2. The image capturing device according to claim 1, wherein the evaluation unit is able to detect a wet road by comparing the intensities of the subareas that are polarized differently.

3. The image capturing device according to claim 1, wherein the image sensor comprises a plurality of sensor elements which are arranged next to each other in the form of a matrix and are sensitive to electromagnetic radiation, and wherein filter elements (R;G;B;h;v) are assigned to the sensor elements by means of a filter pixel matrix, so that each sensor element detects electromagnetic radiation from a specific wavelength range (R;G;B) or with a specific direction of polarization (h;v).

4. The image capturing device according to claim 3, wherein the filter pixel matrix is composed of two different 2×2 matrices which differ with regard to their direction of polarization (h;v).

5. The image capturing device according to claim 4, wherein the first 2×2 matrix comprises one filter element for each of red, green, first direction of polarization and blue (R,G,h,B), and the second 2×2 matrix comprises one filter element for each of red, green, second direction of polarization and blue (R,G,v,B).

6. The image capturing device according to claim 4, wherein the different 2×2 matrices (R,G,h,B and R,G,v,B) alternate with each other in the form of lines in the structure of the filter pixel matrix.

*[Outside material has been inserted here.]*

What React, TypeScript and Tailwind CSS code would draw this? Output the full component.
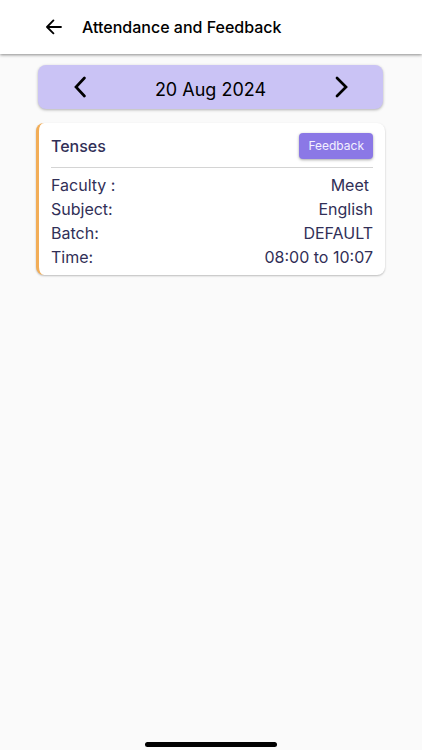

7. The image capturing device according to claim 4, wherein the different 2×2 matrices (R,G,h,B and R,G,v,B) alternate with each other in the form of columns in the structure of the filter pixel matrix.

8. The image capturing device according to claim 4, wherein the filter pixel matrix is composed of square arrangements of the different 2×2 matrices (R,G,h,B and R,G,v,B), resembling a chess board.

9. A method for detecting moisture on a road by an image capturing device comprising polarizing filters (h;v) with different orientations in at least two subareas in front of an image sensor, wherein moisture on the road is detected by comparing the intensities of the at least two subareas (h;v) that are polarized differently.